■ Exercise details ■
Give back the full listing verbatim, apart from its images.

-------- Given material --------

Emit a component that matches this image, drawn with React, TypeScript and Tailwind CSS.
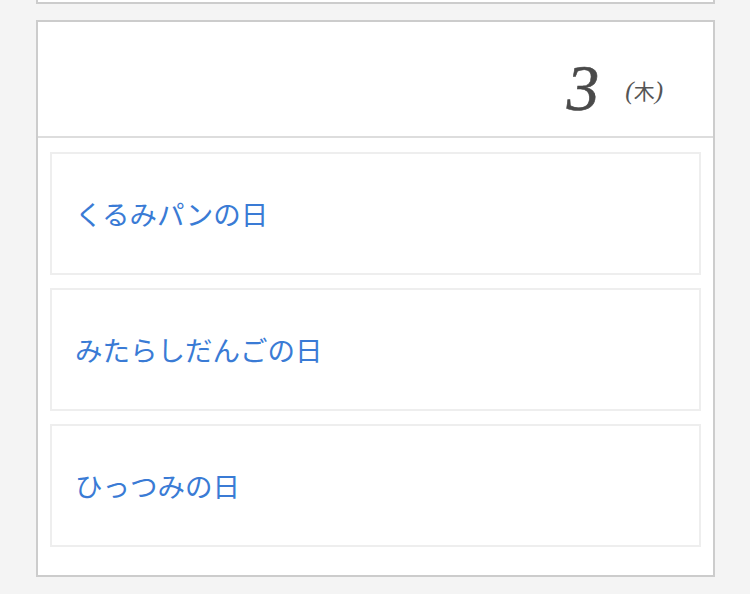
const events = ["くるみパンの日", "みたらしだんごの日", "ひっつみの日"];

export default function App() {
  return (
    <div className="min-h-[594px] bg-[#f4f4f4] pb-4" style={{ fontFamily: '"Noto Sans CJK JP", "Noto Sans", sans-serif' }}>
      <div className="ml-[36px] w-[679px] h-[4px] border-x-2 border-b-2 border-[#cccccc] bg-white" />
      <div className="ml-[36px] mt-[16px] w-[679px] border-2 border-[#cccccc] bg-white">
        <div className="flex h-[116px] items-start justify-end border-b-2 border-[#dddddd] pr-[50px] pt-[34px]">
          <span
            className="text-[65px] italic leading-none text-[#4a4a4a]"
            style={{ fontFamily: '"Liberation Serif", serif', WebkitTextStroke: "0.6px #4a4a4a" }}
          >
            3
          </span>
          <span
            className="ml-[26px] mt-[22px] text-[25px] italic leading-none text-[#555555]"
            style={{ fontFamily: '"Liberation Serif", serif' }}
          >
            (<span className="not-italic text-[21px]" style={{ fontFamily: '"Noto Sans CJK JP", serif' }}>木</span>)
          </span>
        </div>
        <div className="flex flex-col gap-[13px] px-[12px] pt-[14px] pb-[28px]">
          {events.map((e) => (
            <div key={e} className="flex h-[123px] items-center border-2 border-[#eeeeee] pl-[23px]">
              <span className="text-[27.5px] text-[#3a7bd5]">{e}</span>
            </div>
          ))}
        </div>
      </div>
    </div>
  );
}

--------

■ Answer to this task ■
Emit a component that matches this image, drawn with React, TypeScript and Tailwind CSS.
const events = ["くるみパンの日", "みたらしだんごの日", "ひっつみの日"];

export default function App() {
  return (
    <div className="min-h-[594px] bg-[#f4f4f4] pb-4" style={{ fontFamily: '"Noto Sans CJK JP", "Noto Sans", sans-serif' }}>
      <div className="ml-[36px] w-[679px] h-[4px] border-x-2 border-b-2 border-[#cccccc] bg-white" />
      <div className="ml-[36px] mt-[16px] w-[679px] border-2 border-[#cccccc] bg-white">
        <div className="flex h-[116px] items-start justify-end border-b-2 border-[#dddddd] pr-[50px] pt-[34px]">
          <span
            className="text-[65px] italic leading-none text-[#4a4a4a]"
            style={{ fontFamily: '"Liberation Serif", serif', WebkitTextStroke: "0.6px #4a4a4a" }}
          >
            3
          </span>
          <span
            className="ml-[26px] mt-[22px] text-[25px] italic leading-none text-[#555555]"
            style={{ fontFamily: '"Liberation Serif", serif' }}
          >
            (<span className="not-italic text-[21px]" style={{ fontFamily: '"Noto Sans CJK JP", serif' }}>木</span>)
          </span>
        </div>
        <div className="flex flex-col gap-[13px] px-[12px] pt-[14px] pb-[28px]">
          {events.map((e) => (
            <div key={e} className="flex h-[123px] items-center border-2 border-[#eeeeee] pl-[23px]">
              <span className="text-[27.5px] text-[#3a7bd5]">{e}</span>
            </div>
          ))}
        </div>
      </div>
    </div>
  );
}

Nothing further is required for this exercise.